The laundries housed “fallen” girls and women


Something I missed last July – Bill Donohue aka “The Catholic League” explains how wonderful Ireland’s Magdalene Laundries were, contrary to all the “myths” about them.

One contemporary example of prejudice is the popular perception of the nuns who ran Ireland’s Magdalene Laundries.

From the mid-eighteenth century to the late nineteenth century, the laundries housed “fallen” girls and women in England and Ireland. Though they did not initiate the facilities, most of the operations were carried out by the Sisters of Charity, the Sisters of Mercy, Good Shepherd Sisters, and the Sisters of Our Lady of Charity. The first “Magdalene Home” was established in England in 1758; Ireland followed in 1765 (the first asylum being a Protestant-run entity).

Notice the breezy way he accepts the category “fallen” – in scare quotes, to be sure, but not distanced or questioned in any other way. He doesn’t pause to explain that this refers to girls and women who had sex, and singles them out as “fallen” while completely ignoring their male colleagues in the enterprise of having sex. Notice also the benign “housed” when what he means is “imprisoned.”

The popular perception of the laundries is entirely negative, owing in large part to fictionalized portrayals in the movies. The conventional wisdom has also been shaped by writers who have come to believe the worst about the Catholic Church, and by activists who have their own agenda. So strong is the prejudice that even when evidence to the contrary is presented, the bias continues.

No citations for any of that, of course.
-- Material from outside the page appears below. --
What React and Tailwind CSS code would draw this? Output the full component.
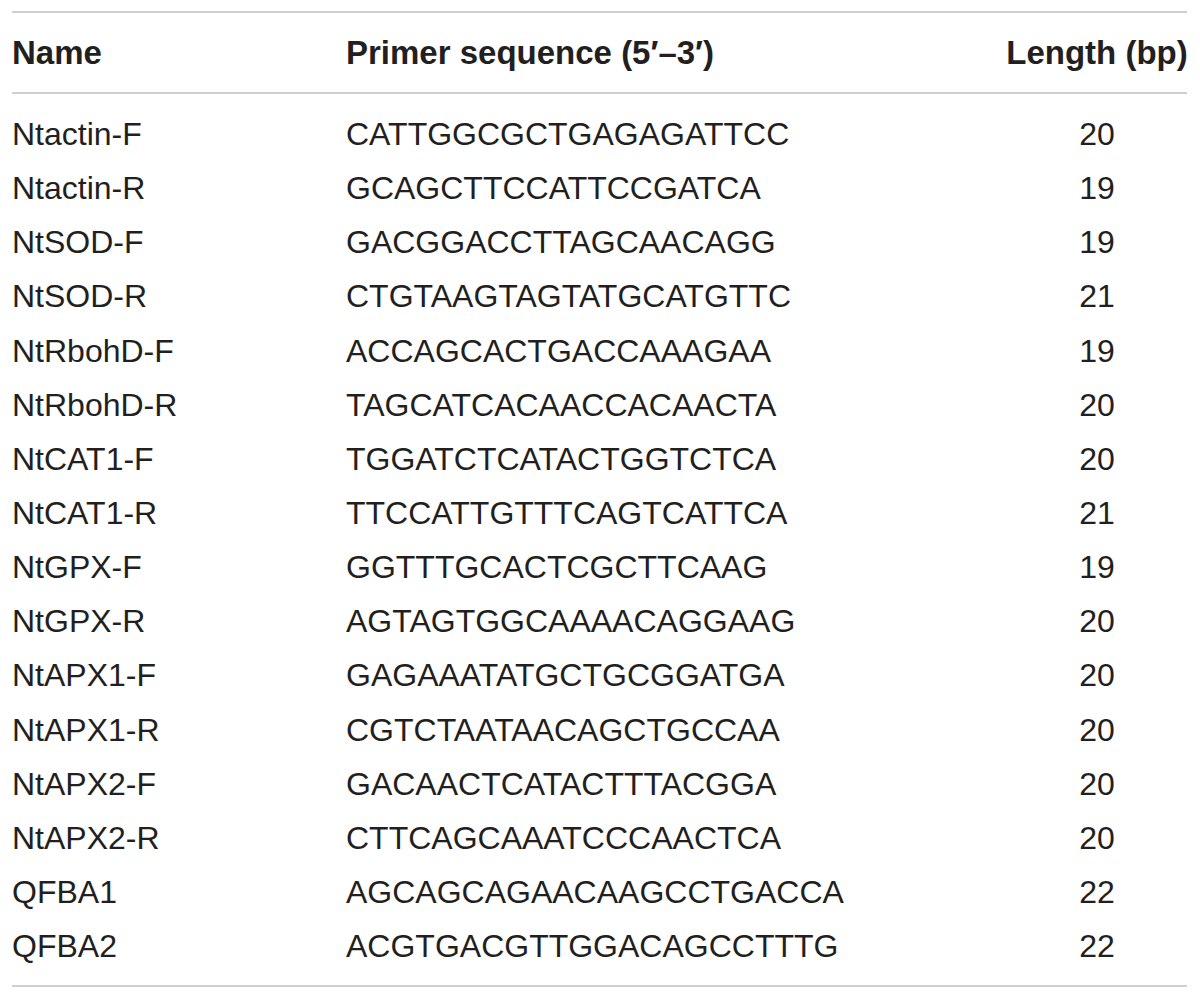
import React from "react";

const rows = [
  ["Ntactin-F", "CATTGGCGCTGAGAGATTCC", "20"],
  ["Ntactin-R", "GCAGCTTCCATTCCGATCA", "19"],
  ["NtSOD-F", "GACGGACCTTAGCAACAGG", "19"],
  ["NtSOD-R", "CTGTAAGTAGTATGCATGTTC", "21"],
  ["NtRbohD-F", "ACCAGCACTGACCAAAGAA", "19"],
  ["NtRbohD-R", "TAGCATCACAACCACAACTA", "20"],
  ["NtCAT1-F", "TGGATCTCATACTGGTCTCA", "20"],
  ["NtCAT1-R", "TTCCATTGTTTCAGTCATTCA", "21"],
  ["NtGPX-F", "GGTTTGCACTCGCTTCAAG", "19"],
  ["NtGPX-R", "AGTAGTGGCAAAACAGGAAG", "20"],
  ["NtAPX1-F", "GAGAAATATGCTGCGGATGA", "20"],
  ["NtAPX1-R", "CGTCTAATAACAGCTGCCAA", "20"],
  ["NtAPX2-F", "GACAACTCATACTTTACGGA", "20"],
  ["NtAPX2-R", "CTTCAGCAAATCCCAACTCA", "20"],
  ["QFBA1", "AGCAGCAGAACAAGCCTGACCA", "22"],
  ["QFBA2", "ACGTGACGTTGGACAGCCTTTG", "22"],
];

export default function App() {
  return (
    <div
      className="w-[1200px] h-[999px] bg-white pt-[11px] pl-[12px] text-[#231f20]"
      style={{ fontFamily: '"Liberation Sans", Arial, sans-serif' }}
    >
      <div className="w-[1175px]">
        <div className="h-[2px] bg-[#cfcfcf]" />
        <div className="grid grid-cols-[334px_1fr_180px] items-center h-[79px] text-[33px] font-bold leading-none">
          <div>Name</div>
          <div>Primer sequence (5′–3′)</div>
          <div className="flex justify-center whitespace-nowrap">Length (bp)</div>
        </div>
        <div className="h-[2px] bg-[#cfcfcf]" />
        <div className="pt-[13px] pb-[12px]">
          {rows.map(([n, s, l]) => (
            <div
              key={n}
              className="grid grid-cols-[334px_1fr_180px] items-center h-[54.15px] text-[32px] leading-none"
            >
              <div>{n}</div>
              <div>{s}</div>
              <div className="text-center">{l}</div>
            </div>
          ))}
        </div>
        <div className="h-[2px] bg-[#cfcfcf]" />
      </div>
    </div>
  );
}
No mention of the survivors, and their testimony about what the laundries were like, unless that’s what he means by “writers” – women who were actually there and know firsthand what it was like.

On his way to minimizing the laundries he pauses to minimize the industrial “schools” too.
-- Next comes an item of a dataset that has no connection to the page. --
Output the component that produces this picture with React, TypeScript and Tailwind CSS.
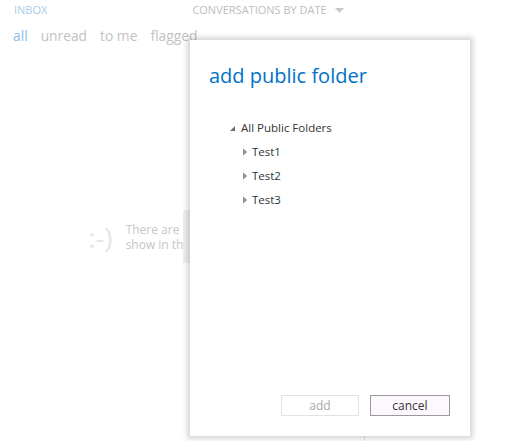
import { ReactNode } from "react";

const font = { fontFamily: '"Open Sans", "Noto Sans", sans-serif' };

function Caret({ open }: { open?: boolean }) {
  // tree expander glyphs
  return open ? (
    <svg width="7" height="7" viewBox="0 0 7 7" className="mr-[5px]">
      <path d="M6 1 L6 6 L1 6 Z" fill="#6b6b6b" />
    </svg>
  ) : (
    <svg width="6" height="8" viewBox="0 0 6 8" className="mr-[4px]">
      <path d="M1 0.5 L5 4 L1 7.5 Z" fill="#8a8a8a" />
    </svg>
  );
}

function TreeRow({ children, open, indent }: { children: ReactNode; open?: boolean; indent?: boolean }) {
  return (
    <div className={`flex h-[24px] items-center text-[11.5px] text-[#333] ${indent ? "pl-[13px]" : ""}`}>
      <Caret open={open} />
      <span>{children}</span>
    </div>
  );
}

export default function App() {
  return (
    <div className="relative h-[441px] w-[515px] overflow-hidden bg-white" style={font}>
      {/* mail list behind the dialog */}
      <div className="flex h-[20px] items-center text-[11px] uppercase">
        <span className="pl-[14px] text-[#a8cbea]">Inbox</span>
        <span className="ml-[145px] flex items-center text-[#bdbdbd]">
          Conversations by date
          <svg width="9" height="5" viewBox="0 0 9 5" className="ml-[8px]">
            <path d="M0 0 L9 0 L4.5 5 Z" fill="#c8c8c8" />
          </svg>
        </span>
      </div>
      <div className="mt-[6px] flex gap-[13px] pl-[13px] text-[13.8px] leading-[20px] text-[#c2c2c2]">
        <span className="text-[#8cbde6]">all</span>
        <span>unread</span>
        <span>to me</span>
        <span>flagged</span>
      </div>
      <div className="mt-[176px] flex w-[183px] items-center overflow-hidden whitespace-nowrap pl-[88px]">
        <span className="text-[28px] leading-[30px] text-[#e6e6e6]">:-)</span>
        <div className="ml-[13px] text-[12px] leading-[15px] text-[#c6c6c6]">
          <div>There are no items to</div>
          <div>show in this view.</div>
        </div>
      </div>
      <div className="absolute left-[183px] top-[210px] h-[53px] w-[7px] bg-[#efefef]" />
      <div className="absolute left-[364px] top-[430px] h-[11px] w-px bg-[#e4e4e4]" />

      {/* dialog */}
      <div className="absolute left-[190px] top-[40px] flex h-[396px] w-[280px] flex-col bg-white shadow-[0_0_5px_3px_rgba(0,0,0,0.16)]">
        <h1 className="pl-[19px] pt-[22px] text-[20px] leading-[28px] text-[#0072c6]">add public folder</h1>
        <div className="mt-[26px] pl-[39px]">
          <TreeRow open>All Public Folders</TreeRow>
          <TreeRow indent>Test1</TreeRow>
          <TreeRow indent>Test2</TreeRow>
          <TreeRow indent>Test3</TreeRow>
        </div>
        <div className="mt-auto mb-[20px] flex justify-end gap-[11px] pr-[20px]">
          <button className="h-[21px] w-[78px] border border-[#e2e2e2] bg-white text-[12px] text-[#a8a8a8]">add</button>
          <button className="h-[21px] w-[80px] border border-[#9a9a9a] bg-[#fdf8fd] text-[12px] text-[#333]">cancel</button>
        </div>
      </div>
    </div>
  );
}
Media commentary about the laundries eventually led to an investigation about the treatment of wayward youth in every Irish institution. In 2009, Ireland’s Commission to Inquire into Child Abuse published its findings; it became known as the Ryan Report (after the chairman of the Commission, Justice Seán Ryan).

News stories about the Ryan Report quickly emerged maintaining that abuse was rampant in these institutions. Upon closer inspection, however, we learn that the Ryan Commission listed four types of abuse: physical, sexual, neglect and emotional. Most of the evidence showed there were no serious violations. For example, physical abuse included “being kicked”; sexual abuse was considered “kissing,” “non-contact including voyeurism” and “inappropriate sexual talk”; neglect included “inadequate heating”; and “lack of attachment and affection” was deemed emotional abuse.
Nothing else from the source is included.